WRITTEN INSTRUCTION: Set down the material below word for word, excluding the pictures.

RECORDS SUPPLIED:
===============

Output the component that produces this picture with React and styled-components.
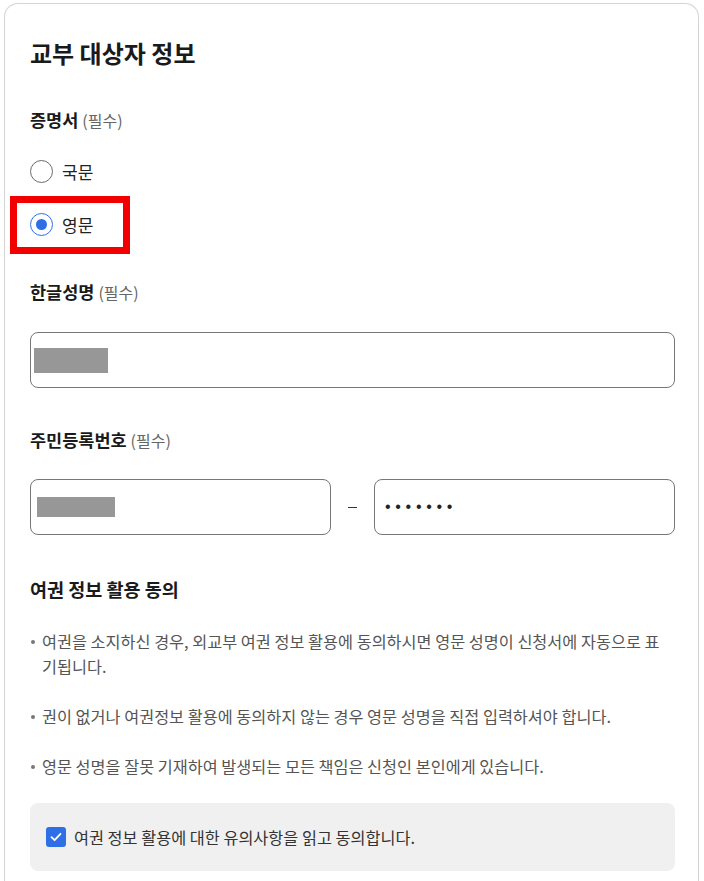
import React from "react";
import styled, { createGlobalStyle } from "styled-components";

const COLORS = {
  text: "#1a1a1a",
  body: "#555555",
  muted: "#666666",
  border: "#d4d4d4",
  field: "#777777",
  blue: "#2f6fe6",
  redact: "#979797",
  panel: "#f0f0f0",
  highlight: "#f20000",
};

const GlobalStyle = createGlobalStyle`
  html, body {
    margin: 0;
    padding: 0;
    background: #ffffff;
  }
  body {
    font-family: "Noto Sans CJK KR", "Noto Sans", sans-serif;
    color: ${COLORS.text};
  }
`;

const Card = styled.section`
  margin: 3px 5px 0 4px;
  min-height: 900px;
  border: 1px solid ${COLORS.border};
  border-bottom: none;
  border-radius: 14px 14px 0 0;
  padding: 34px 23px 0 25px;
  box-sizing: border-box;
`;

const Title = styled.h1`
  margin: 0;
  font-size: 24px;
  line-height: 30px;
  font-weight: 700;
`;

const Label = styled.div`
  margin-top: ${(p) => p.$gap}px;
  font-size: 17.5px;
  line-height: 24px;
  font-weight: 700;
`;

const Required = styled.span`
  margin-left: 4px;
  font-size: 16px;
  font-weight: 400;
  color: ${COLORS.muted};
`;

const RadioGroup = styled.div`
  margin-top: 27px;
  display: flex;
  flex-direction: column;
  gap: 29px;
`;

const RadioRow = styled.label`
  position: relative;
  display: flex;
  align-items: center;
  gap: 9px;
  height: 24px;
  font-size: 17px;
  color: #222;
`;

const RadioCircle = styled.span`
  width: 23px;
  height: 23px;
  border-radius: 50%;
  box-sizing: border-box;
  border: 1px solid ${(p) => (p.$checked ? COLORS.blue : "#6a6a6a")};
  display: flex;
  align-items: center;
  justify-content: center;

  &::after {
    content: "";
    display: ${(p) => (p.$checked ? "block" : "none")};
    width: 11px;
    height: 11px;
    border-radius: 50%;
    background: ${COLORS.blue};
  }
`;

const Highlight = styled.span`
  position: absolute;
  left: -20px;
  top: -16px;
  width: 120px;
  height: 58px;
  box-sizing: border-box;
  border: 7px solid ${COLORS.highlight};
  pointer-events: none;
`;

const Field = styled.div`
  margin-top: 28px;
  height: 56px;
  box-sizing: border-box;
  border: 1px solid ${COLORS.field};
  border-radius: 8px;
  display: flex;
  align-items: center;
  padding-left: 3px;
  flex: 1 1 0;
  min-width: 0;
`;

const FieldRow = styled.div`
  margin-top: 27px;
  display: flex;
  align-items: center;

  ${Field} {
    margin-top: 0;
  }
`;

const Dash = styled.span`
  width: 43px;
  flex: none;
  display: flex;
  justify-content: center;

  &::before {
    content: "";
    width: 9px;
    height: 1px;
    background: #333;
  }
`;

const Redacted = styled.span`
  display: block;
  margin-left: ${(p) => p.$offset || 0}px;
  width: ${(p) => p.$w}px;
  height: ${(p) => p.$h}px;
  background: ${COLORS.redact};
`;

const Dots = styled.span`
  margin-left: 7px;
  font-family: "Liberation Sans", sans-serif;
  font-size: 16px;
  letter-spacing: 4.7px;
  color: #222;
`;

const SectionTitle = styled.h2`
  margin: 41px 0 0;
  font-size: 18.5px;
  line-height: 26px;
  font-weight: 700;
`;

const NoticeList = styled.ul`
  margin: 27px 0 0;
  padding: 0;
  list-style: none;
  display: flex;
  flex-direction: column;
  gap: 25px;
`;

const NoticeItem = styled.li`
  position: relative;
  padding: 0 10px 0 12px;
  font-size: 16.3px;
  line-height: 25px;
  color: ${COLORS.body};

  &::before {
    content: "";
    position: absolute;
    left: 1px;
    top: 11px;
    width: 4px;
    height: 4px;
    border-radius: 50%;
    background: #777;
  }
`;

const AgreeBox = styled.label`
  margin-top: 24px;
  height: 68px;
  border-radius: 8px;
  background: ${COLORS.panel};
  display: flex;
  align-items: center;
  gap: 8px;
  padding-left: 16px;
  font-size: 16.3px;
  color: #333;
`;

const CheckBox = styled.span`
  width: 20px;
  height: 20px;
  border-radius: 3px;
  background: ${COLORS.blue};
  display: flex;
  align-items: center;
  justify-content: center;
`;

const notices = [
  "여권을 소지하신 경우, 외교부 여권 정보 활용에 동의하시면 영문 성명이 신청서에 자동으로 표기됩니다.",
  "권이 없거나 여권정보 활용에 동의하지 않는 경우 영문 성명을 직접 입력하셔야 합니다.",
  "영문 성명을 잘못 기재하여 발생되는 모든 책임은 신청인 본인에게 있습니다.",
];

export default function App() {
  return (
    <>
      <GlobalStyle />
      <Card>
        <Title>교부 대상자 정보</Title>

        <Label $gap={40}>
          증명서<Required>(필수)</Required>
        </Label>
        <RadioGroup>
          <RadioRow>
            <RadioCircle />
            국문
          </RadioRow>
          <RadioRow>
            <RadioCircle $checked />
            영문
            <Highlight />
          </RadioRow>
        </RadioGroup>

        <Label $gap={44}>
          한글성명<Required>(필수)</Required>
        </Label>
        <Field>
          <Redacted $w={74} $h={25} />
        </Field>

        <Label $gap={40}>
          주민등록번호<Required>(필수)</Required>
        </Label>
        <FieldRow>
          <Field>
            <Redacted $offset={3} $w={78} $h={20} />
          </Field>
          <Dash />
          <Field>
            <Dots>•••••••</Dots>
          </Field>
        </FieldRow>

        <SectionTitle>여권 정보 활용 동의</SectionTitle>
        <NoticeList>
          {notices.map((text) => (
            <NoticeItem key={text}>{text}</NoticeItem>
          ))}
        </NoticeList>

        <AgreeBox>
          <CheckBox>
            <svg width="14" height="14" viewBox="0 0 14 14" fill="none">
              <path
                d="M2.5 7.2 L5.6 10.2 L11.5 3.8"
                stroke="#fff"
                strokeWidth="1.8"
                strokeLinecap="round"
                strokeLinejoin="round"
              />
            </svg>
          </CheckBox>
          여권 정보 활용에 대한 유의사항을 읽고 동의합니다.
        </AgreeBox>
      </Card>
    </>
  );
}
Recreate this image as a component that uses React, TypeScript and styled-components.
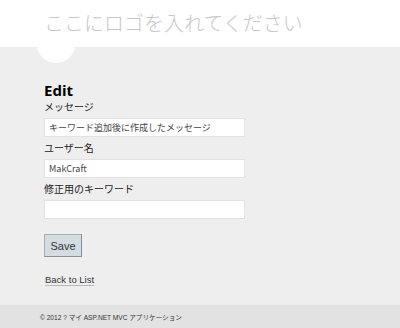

===============

WORKED SOLUTION:
Output the component that produces this picture with React and styled-components.
import React from "react";
import styled, { createGlobalStyle } from "styled-components";

const COLORS = {
  text: "#1a1a1a",
  body: "#555555",
  muted: "#666666",
  border: "#d4d4d4",
  field: "#777777",
  blue: "#2f6fe6",
  redact: "#979797",
  panel: "#f0f0f0",
  highlight: "#f20000",
};

const GlobalStyle = createGlobalStyle`
  html, body {
    margin: 0;
    padding: 0;
    background: #ffffff;
  }
  body {
    font-family: "Noto Sans CJK KR", "Noto Sans", sans-serif;
    color: ${COLORS.text};
  }
`;

const Card = styled.section`
  margin: 3px 5px 0 4px;
  min-height: 900px;
  border: 1px solid ${COLORS.border};
  border-bottom: none;
  border-radius: 14px 14px 0 0;
  padding: 34px 23px 0 25px;
  box-sizing: border-box;
`;

const Title = styled.h1`
  margin: 0;
  font-size: 24px;
  line-height: 30px;
  font-weight: 700;
`;

const Label = styled.div`
  margin-top: ${(p) => p.$gap}px;
  font-size: 17.5px;
  line-height: 24px;
  font-weight: 700;
`;

const Required = styled.span`
  margin-left: 4px;
  font-size: 16px;
  font-weight: 400;
  color: ${COLORS.muted};
`;

const RadioGroup = styled.div`
  margin-top: 27px;
  display: flex;
  flex-direction: column;
  gap: 29px;
`;

const RadioRow = styled.label`
  position: relative;
  display: flex;
  align-items: center;
  gap: 9px;
  height: 24px;
  font-size: 17px;
  color: #222;
`;

const RadioCircle = styled.span`
  width: 23px;
  height: 23px;
  border-radius: 50%;
  box-sizing: border-box;
  border: 1px solid ${(p) => (p.$checked ? COLORS.blue : "#6a6a6a")};
  display: flex;
  align-items: center;
  justify-content: center;

  &::after {
    content: "";
    display: ${(p) => (p.$checked ? "block" : "none")};
    width: 11px;
    height: 11px;
    border-radius: 50%;
    background: ${COLORS.blue};
  }
`;

const Highlight = styled.span`
  position: absolute;
  left: -20px;
  top: -16px;
  width: 120px;
  height: 58px;
  box-sizing: border-box;
  border: 7px solid ${COLORS.highlight};
  pointer-events: none;
`;

const Field = styled.div`
  margin-top: 28px;
  height: 56px;
  box-sizing: border-box;
  border: 1px solid ${COLORS.field};
  border-radius: 8px;
  display: flex;
  align-items: center;
  padding-left: 3px;
  flex: 1 1 0;
  min-width: 0;
`;

const FieldRow = styled.div`
  margin-top: 27px;
  display: flex;
  align-items: center;

  ${Field} {
    margin-top: 0;
  }
`;

const Dash = styled.span`
  width: 43px;
  flex: none;
  display: flex;
  justify-content: center;

  &::before {
    content: "";
    width: 9px;
    height: 1px;
    background: #333;
  }
`;

const Redacted = styled.span`
  display: block;
  margin-left: ${(p) => p.$offset || 0}px;
  width: ${(p) => p.$w}px;
  height: ${(p) => p.$h}px;
  background: ${COLORS.redact};
`;

const Dots = styled.span`
  margin-left: 7px;
  font-family: "Liberation Sans", sans-serif;
  font-size: 16px;
  letter-spacing: 4.7px;
  color: #222;
`;

const SectionTitle = styled.h2`
  margin: 41px 0 0;
  font-size: 18.5px;
  line-height: 26px;
  font-weight: 700;
`;

const NoticeList = styled.ul`
  margin: 27px 0 0;
  padding: 0;
  list-style: none;
  display: flex;
  flex-direction: column;
  gap: 25px;
`;

const NoticeItem = styled.li`
  position: relative;
  padding: 0 10px 0 12px;
  font-size: 16.3px;
  line-height: 25px;
  color: ${COLORS.body};

  &::before {
    content: "";
    position: absolute;
    left: 1px;
    top: 11px;
    width: 4px;
    height: 4px;
    border-radius: 50%;
    background: #777;
  }
`;

const AgreeBox = styled.label`
  margin-top: 24px;
  height: 68px;
  border-radius: 8px;
  background: ${COLORS.panel};
  display: flex;
  align-items: center;
  gap: 8px;
  padding-left: 16px;
  font-size: 16.3px;
  color: #333;
`;

const CheckBox = styled.span`
  width: 20px;
  height: 20px;
  border-radius: 3px;
  background: ${COLORS.blue};
  display: flex;
  align-items: center;
  justify-content: center;
`;

const notices = [
  "여권을 소지하신 경우, 외교부 여권 정보 활용에 동의하시면 영문 성명이 신청서에 자동으로 표기됩니다.",
  "권이 없거나 여권정보 활용에 동의하지 않는 경우 영문 성명을 직접 입력하셔야 합니다.",
  "영문 성명을 잘못 기재하여 발생되는 모든 책임은 신청인 본인에게 있습니다.",
];

export default function App() {
  return (
    <>
      <GlobalStyle />
      <Card>
        <Title>교부 대상자 정보</Title>

        <Label $gap={40}>
          증명서<Required>(필수)</Required>
        </Label>
        <RadioGroup>
          <RadioRow>
            <RadioCircle />
            국문
          </RadioRow>
          <RadioRow>
            <RadioCircle $checked />
            영문
            <Highlight />
          </RadioRow>
        </RadioGroup>

        <Label $gap={44}>
          한글성명<Required>(필수)</Required>
        </Label>
        <Field>
          <Redacted $w={74} $h={25} />
        </Field>

        <Label $gap={40}>
          주민등록번호<Required>(필수)</Required>
        </Label>
        <FieldRow>
          <Field>
            <Redacted $offset={3} $w={78} $h={20} />
          </Field>
          <Dash />
          <Field>
            <Dots>•••••••</Dots>
          </Field>
        </FieldRow>

        <SectionTitle>여권 정보 활용 동의</SectionTitle>
        <NoticeList>
          {notices.map((text) => (
            <NoticeItem key={text}>{text}</NoticeItem>
          ))}
        </NoticeList>

        <AgreeBox>
          <CheckBox>
            <svg width="14" height="14" viewBox="0 0 14 14" fill="none">
              <path
                d="M2.5 7.2 L5.6 10.2 L11.5 3.8"
                stroke="#fff"
                strokeWidth="1.8"
                strokeLinecap="round"
                strokeLinejoin="round"
              />
            </svg>
          </CheckBox>
          여권 정보 활용에 대한 유의사항을 읽고 동의합니다.
        </AgreeBox>
      </Card>
    </>
  );
}
Recreate this image as a component that uses React, TypeScript and styled-components.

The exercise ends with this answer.